MIŁOŚĆ I BOJAŹŃ BOŻA

1. Miłość do Boga i pokora wobec Jego nieskończonej świętości.



Boże, mój Boże szukam Ciebie i pragnie Ciebie moja dusza, Ciało moje tęskni za Tobą, jak ziemia zeschła i łaknąca wody. – modlimy się w psalmie responsoryjnym, utożsamiając się z modlitwą liturgiczną. A żeby coraz bardziej zbliżać się do naszego Boga i Pana, powinniśmy opierać się na dwóch solidnych fundamentach, które wzajemnie się łączą i dopełniają: ufności i pełnej szacunku czci; bliskości i kornej czci; miłości i bojaźni. „Są to dwa ramiona, którymi obejmujemy Boga – poucza św. Bernard. Czujemy się przepojeni miłością w obliczu Boga Ojca, pełnego miłosierdzia, dobroci, pełni wszelkiego prawdziwego dobra, a w obliczu, absolutnie najwyższego, majestatycznego, wyniesionego ponad wszystko Boga, kłaniamy się z pokorą, uznając naszą nicość; poddajemy Jemu swoją wolę i lękamy się Jego sprawiedliwych kar. Również podczas dzisiejszej Mszy świętej odmawiamy następującą modlitwę: Wszechmogący Boże, obdarz nas ustawiczną bojaźnią Twojego świętego imienia, albowiem nigdy nie odmawiasz opieki tym, których utwierdzasz w swojej miłość? Miłość i święta bojaźń dziecięca stanowią dwa skrzydła pozwalające wznosić się ku Niemu.

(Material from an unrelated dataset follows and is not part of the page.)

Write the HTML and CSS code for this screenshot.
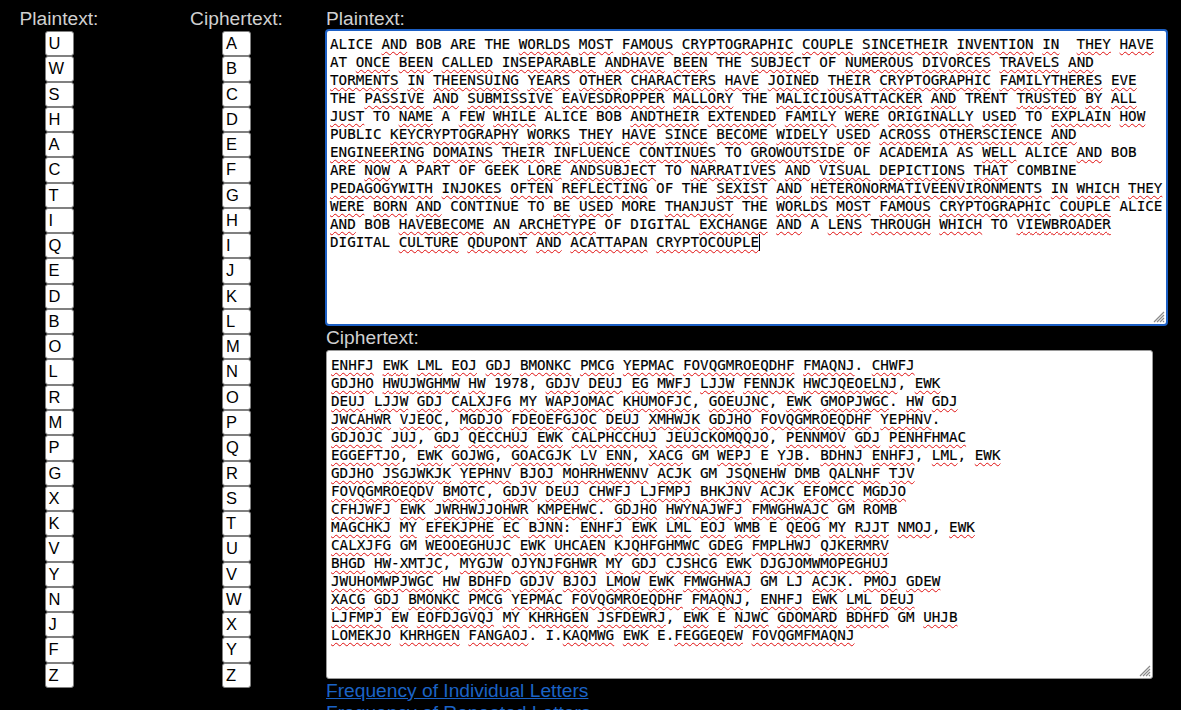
FILE: index.html
```html
<!DOCTYPE html>
<html lang="en">
<head>
<meta charset="utf-8">
<title>Substitution Cipher</title>
<link rel="stylesheet" href="styles.css">
</head>
<body>
<div class="page">
  <div class="col col-plain">
    <div class="label">Plaintext:</div>
    <div class="boxes">
      <div class="box">U</div><div class="box">W</div><div class="box">S</div><div class="box">H</div><div class="box">A</div><div class="box">C</div><div class="box">T</div><div class="box">I</div><div class="box">Q</div><div class="box">E</div><div class="box">D</div><div class="box">B</div><div class="box">O</div><div class="box">L</div><div class="box">R</div><div class="box">M</div><div class="box">P</div><div class="box">G</div><div class="box">X</div><div class="box">K</div><div class="box">V</div><div class="box">Y</div><div class="box">N</div><div class="box">J</div><div class="box">F</div><div class="box">Z</div>
    </div>
  </div>
  <div class="col col-cipher">
    <div class="label">Ciphertext:</div>
    <div class="boxes">
      <div class="box">A</div><div class="box">B</div><div class="box">C</div><div class="box">D</div><div class="box">E</div><div class="box">F</div><div class="box">G</div><div class="box">H</div><div class="box">I</div><div class="box">J</div><div class="box">K</div><div class="box">L</div><div class="box">M</div><div class="box">N</div><div class="box">O</div><div class="box">P</div><div class="box">Q</div><div class="box">R</div><div class="box">S</div><div class="box">T</div><div class="box">U</div><div class="box">V</div><div class="box">W</div><div class="box">X</div><div class="box">Y</div><div class="box">Z</div>
    </div>
  </div>
  <div class="main">
    <div class="label label-main">Plaintext:</div>
    <div class="ta ta-plain"><div class="mono">ALICE <u>AND</u> BOB ARE THE <u>WORLDS</u> <u>MOST</u> <u>FAMOUS</u> <u>CRYPTOGRAPHIC</u> <u>COUPLE</u> <u>SINCETHEIR</u> <u>INVENTION</u> <u>IN</u>  <u>THEY</u> <u>HAVE</u>
AT <u>ONCE</u> <u>BEEN</u> <u>CALLED</u> <u>INSEPARABLE</u> <u>ANDHAVE</u> <u>BEEN</u> THE <u>SUBJECT</u> OF <u>NUMEROUS</u> <u>DIVORCES</u> <u>TRAVELS</u> <u>AND</u>
<u>TORMENTS</u> <u>IN</u> <u>THEENSUING</u> <u>YEARS</u> <u>OTHER</u> <u>CHARACTERS</u> <u>HAVE</u> <u>JOINED</u> <u>THEIR</u> <u>CRYPTOGRAPHIC</u> <u>FAMILYTHERES</u> <u>EVE</u>
THE <u>PASSIVE</u> <u>AND</u> <u>SUBMISSIVE</u> <u>EAVESDROPPER</u> <u>MALLORY</u> THE <u>MALICIOUSATTACKER</u> <u>AND</u> TRENT <u>TRUSTED</u> <u>BY</u> <u>ALL</u>
<u>JUST</u> TO <u>NAME</u> A <u>FEW</u> <u>WHILE</u> ALICE BOB <u>ANDTHEIR</u> <u>EXTENDED</u> <u>FAMILY</u> <u>WERE</u> <u>ORIGINALLY</u> <u>USED</u> TO <u>EXPLAIN</u> <u>HOW</u>
PUBLIC <u>KEYCRYPTOGRAPHY</u> <u>WORKS</u> <u>THEY</u> <u>HAVE</u> <u>SINCE</u> <u>BECOME</u> <u>WIDELY</u> <u>USED</u> <u>ACROSS</u> <u>OTHERSCIENCE</u> <u>AND</u>
<u>ENGINEERING</u> <u>DOMAINS</u> <u>THEIR</u> <u>INFLUENCE</u> <u>CONTINUES</u> TO <u>GROWOUTSIDE</u> OF ACADEMIA AS <u>WELL</u> ALICE <u>AND</u> BOB
ARE <u>NOW</u> A PART OF GEEK <u>LORE</u> <u>ANDSUBJECT</u> TO <u>NARRATIVES</u> <u>AND</u> <u>VISUAL</u> <u>DEPICTIONS</u> <u>THAT</u> COMBINE
<u>PEDAGOGYWITH</u> <u>INJOKES</u> <u>OFTEN</u> <u>REFLECTING</u> OF THE <u>SEXIST</u> <u>AND</u> <u>HETERONORMATIVEENVIRONMENTS</u> <u>IN</u> <u>WHICH</u> <u>THEY</u>
<u>WERE</u> <u>BORN</u> <u>AND</u> CONTINUE TO <u>BE</u> <u>USED</u> MORE <u>THANJUST</u> THE <u>WORLDS</u> <u>MOST</u> <u>FAMOUS</u> <u>CRYPTOGRAPHIC</u> <u>COUPLE</u> ALICE
<u>AND</u> BOB <u>HAVEBECOME</u> AN <u>ARCHETYPE</u> OF DIGITAL <u>EXCHANGE</u> <u>AND</u> A <u>LENS</u> <u>THROUGH</u> <u>WHICH</u> TO <u>VIEWBROADER</u>
DIGITAL <u>CULTURE</u> <u>QDUPONT</u> <u>AND</u> <u>ACATTAPAN</u> <u>CRYPTOCOUPLE</u><span class="caret"></span></div><svg class="grip" viewBox="0 0 14 14" width="14" height="14"><path d="M13 3 L3 13 M13 6 L6 13 M13 9 L9 13 M13 12 L12 13" stroke="#8a8a8a" stroke-width="1.2" fill="none"/></svg></div>
    <div class="label label-cipher">Ciphertext:</div>
    <div class="ta ta-cipher"><div class="mono"><u>ENHFJ</u> <u>EWK</u> <u>LML</u> <u>EOJ</u> <u>GDJ</u> <u>BMONKC</u> <u>PMCG</u> <u>YEPMAC</u> <u>FOVQGMROEQDHF</u> <u>FMAQNJ</u>. <u>CHWFJ</u>
<u>GDJHO</u> <u>HWUJWGHMW</u> <u>HW</u> 1978, <u>GDJV</u> <u>DEUJ</u> <u>EG</u> <u>MWFJ</u> <u>LJJW</u> <u>FENNJK</u> <u>HWCJQEOELNJ</u>, <u>EWK</u>
<u>DEUJ</u> <u>LJJW</u> <u>GDJ</u> <u>CALXJFG</u> <u>MY</u> <u>WAPJOMAC</u> <u>KHUMOFJC</u>, <u>GOEUJNC</u>, <u>EWK</u> <u>GMOPJWGC</u>. <u>HW</u> <u>GDJ</u>
<u>JWCAHWR</u> <u>VJEOC</u>, <u>MGDJO</u> <u>FDEOEFGJOC</u> <u>DEUJ</u> <u>XMHWJK</u> <u>GDJHO</u> <u>FOVQGMROEQDHF</u> <u>YEPHNV</u>.
<u>GDJOJC</u> <u>JUJ</u>, <u>GDJ</u> <u>QECCHUJ</u> <u>EWK</u> <u>CALPHCCHUJ</u> <u>JEUJCKOMQQJO</u>, <u>PENNMOV</u> <u>GDJ</u> <u>PENHFHMAC</u>
<u>EGGEFTJO</u>, <u>EWK</u> <u>GOJWG</u>, <u>GOACGJK</u> <u>LV</u> <u>ENN</u>, <u>XACG</u> GM <u>WEPJ</u> E <u>YJB</u>. <u>BDHNJ</u> <u>ENHFJ</u>, <u>LML</u>, <u>EWK</u>
<u>GDJHO</u> <u>JSGJWKJK</u> <u>YEPHNV</u> <u>BJOJ</u> <u>MOHRHWENNV</u> <u>ACJK</u> GM <u>JSQNEHW</u> <u>DMB</u> <u>QALNHF</u> <u>TJV</u>
<u>FOVQGMROEQDV</u> <u>BMOTC</u>, <u>GDJV</u> <u>DEUJ</u> <u>CHWFJ</u> <u>LJFMPJ</u> <u>BHKJNV</u> <u>ACJK</u> <u>EFOMCC</u> <u>MGDJO</u>
<u>CFHJWFJ</u> <u>EWK</u> <u>JWRHWJJOHWR</u> <u>KMPEHWC</u>. <u>GDJHO</u> <u>HWYNAJWFJ</u> <u>FMWGHWAJC</u> GM ROMB
<u>MAGCHKJ</u> <u>MY</u> <u>EFEKJPHE</u> <u>EC</u> <u>BJNN</u>: <u>ENHFJ</u> <u>EWK</u> <u>LML</u> <u>EOJ</u> <u>WMB</u> E <u>QEOG</u> <u>MY</u> <u>RJJT</u> <u>NMOJ</u>, <u>EWK</u>
<u>CALXJFG</u> GM <u>WEOOEGHUJC</u> <u>EWK</u> <u>UHCAEN</u> <u>KJQHFGHMWC</u> <u>GDEG</u> <u>FMPLHWJ</u> <u>QJKERMRV</u>
<u>BHGD</u> <u>HW-XMTJC</u>, <u>MYGJW</u> <u>OJYNJFGHWR</u> <u>MY</u> <u>GDJ</u> <u>CJSHCG</u> <u>EWK</u> <u>DJGJOMWMOPEGHUJ</u>
<u>JWUHOMWPJWGC</u> <u>HW</u> <u>BDHFD</u> <u>GDJV</u> <u>BJOJ</u> <u>LMOW</u> <u>EWK</u> <u>FMWGHWAJ</u> GM LJ <u>ACJK</u>. <u>PMOJ</u> <u>GDEW</u>
<u>XACG</u> <u>GDJ</u> <u>BMONKC</u> <u>PMCG</u> <u>YEPMAC</u> <u>FOVQGMROEQDHF</u> <u>FMAQNJ</u>, <u>ENHFJ</u> <u>EWK</u> <u>LML</u> <u>DEUJ</u>
<u>LJFMPJ</u> <u>EW</u> <u>EOFDJGVQJ</u> <u>MY</u> <u>KHRHGEN</u> <u>JSFDEWRJ</u>, <u>EWK</u> E <u>NJWC</u> <u>GDOMARD</u> <u>BDHFD</u> GM <u>UHJB</u>
<u>LOMEKJO</u> <u>KHRHGEN</u> <u>FANGAOJ</u>. I.<u>KAQMWG</u> <u>EWK</u> E.<u>FEGGEQEW</u> <u>FOVQGMFMAQNJ</u></div><svg class="grip" viewBox="0 0 14 14" width="14" height="14"><path d="M13 3 L3 13 M13 6 L6 13 M13 9 L9 13 M13 12 L12 13" stroke="#8a8a8a" stroke-width="1.2" fill="none"/></svg></div>
    <div class="links">
      <a class="link" href="#">Frequency of Individual Letters</a>
      <a class="link" href="#">Frequency of Repeated Letters</a>
    </div>
  </div>
</div>
</body>
</html>
```
FILE: styles.css
```css
html, body {
  margin: 0;
  padding: 0;
  background: #000;
  overflow: hidden;
}

.page {
  display: flex;
  align-items: flex-start;
  padding-top: 8px;
}

.col {
  display: flex;
  flex-direction: column;
  align-items: center;
}

.col-plain {
  width: 118px;
}

.col-cipher {
  width: 177px;
  margin-left: 30px;
}

.label {
  color: #d0d0d0;
  font-family: "Liberation Sans", Arial, sans-serif;
  font-size: 19.2px;
  line-height: 21px;
  white-space: nowrap;
}

.boxes {
  margin-top: 2px;
  display: flex;
  flex-direction: column;
}

.box {
  box-sizing: border-box;
  width: 29px;
  height: 25.27px;
  background: #fff;
  border: 1px solid #808080;
  border-radius: 3px;
  padding-left: 3px;
  color: #000;
  font-family: "Liberation Sans", Arial, sans-serif;
  font-size: 16.5px;
  line-height: 23px;
}

.main {
  display: flex;
  flex-direction: column;
  width: 843px;
}

.label-main {
  padding-left: 1px;
}

.label-cipher {
  padding-left: 1px;
  line-height: 24px;
}

.ta {
  position: relative;
  box-sizing: border-box;
  background: #fff;
  overflow: hidden;
}

.ta-plain {
  height: 297px;
  border: 2px solid #1c5fc4;
  border-radius: 4px;
  padding: 4px 3px;
}

.ta-cipher {
  width: 827px;
  margin-left: 1px;
  height: 329px;
  border: 1px solid #9a9a9a;
  border-radius: 3px;
  padding: 5px 4px;
}

.mono {
  font-family: "DejaVu Sans Mono", "Liberation Mono", monospace;
  font-size: 14.26px;
  line-height: 18px;
  white-space: pre;
  color: #000;
  -webkit-text-stroke: 0.15px #000;
}

.mono u {
  text-decoration-line: underline;
  text-decoration-style: wavy;
  text-decoration-color: #e01010;
  text-decoration-thickness: 1.2px;
  text-decoration-skip-ink: none;
  text-underline-offset: 2px;
}

.caret {
  display: inline-block;
  width: 1px;
  height: 17px;
  background: #000;
  vertical-align: -4px;
}

.grip {
  position: absolute;
  right: 1px;
  bottom: 1px;
}

.links {
  display: flex;
  flex-direction: column;
  align-items: flex-start;
  padding-left: 1px;
  margin-top: 1px;
}

.link {
  color: #1b63c6;
  font-family: "Liberation Sans", Arial, sans-serif;
  font-size: 19.2px;
  line-height: 22px;
  text-decoration: underline;
}
```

Pismo Święte poucza nas, że bojaźń Pańska początkiem mądrości i podstawą każdej cnoty, gdyż jeśli kto bojaźni Pańskiej pilnie trzymać się nie będzie, wnet jego dom się obali. I sam Chrystus naucza swoich przyjaciół, by nie bali się. tych, którzy zabierają życie ciału, gdyż potem już nic uczynić nie mogą. Pokażę wam, kogo się macie obawiać -powiada swoim najwierniejszym naśladowcom, którzy wszystko opuścili dla Niego – bójcie się Tego, który po zabiciu ma moc wtrącić do pieklą. Tak, mówię wam: Tego się bójcie! Dzieje Apostolskie opisują nam, jak pierwotny Kościół rozszerzał się i umacniał i żył bogobojnie, i napełniał się pociechą Ducha Świętego.

Nie powinniśmy zapominać, że miłość do Boga umacnia się, w miarę jak oddalamy się od grzechu śmiertelnego i zdecydowanie walczymy z dobrowolnymi grzechami powszednimi. Żeby nie ulec w tej nieustannej walce z tym wszystkim, co obraża Pana, wielce pomocna jest święta bojaźń Boża, bojaźń dziecięca, uczucie dziecka, które boi się sprawić ból i smutek swemu Ojcu, gdyż wie, kim jest jego Ojciec, wie również czym jest grzech i jak nieskończenie oddala on grzesznika od Boga. Dlatego św. Augustyn powiada: „Błogosławiona dusza, która boi się Boga, gdyż jest umocniona przeciw pokusom diabla: Szczęśliwy mąż, gdy stale trwa w bojaźni (Prz 28,14) i ten, któremu jest dane zawsze mieć bojaźń Bożą przed oczyma. Kto boi się Pana, odsuwa się od złej drogi i kieruje swoje kroki na drogę cnoty; bojaźń Boża czyni człowieka przewidującym i czujnym, by nie grzeszyć. Gdzie nie ma bojaźni Bożej, panuje życie rozwiązłe. Miłość do Boga i miłość dziecięca to dwa aspekty tej samej postawy, która pozwala nam bezpiecznie zdążać do celu: patrząc na nieskończoną dobroć Boga, który staje się nam bliski w Najświętszym Człowieczeństwie Chrystusa, skłaniamy się, by kochać Go coraz bardziej; patrząc na majestat i sprawiedliwość Boga i na naszą własną małość, odczuwamy strach przed zasmuceniem Pana i przed utratą z powodu grzechów osobistych Tego, którego tak bardzo kochamy. Dlatego „bojaźń i miłość winny kroczyć razem; trwajcie w bojaźni – radzi kard. Newman – trwajcie w miłości aż do ostatniego dnia swego życia. Potem pozostanie już tylko miłość: doskonała miłość usuwa lęk.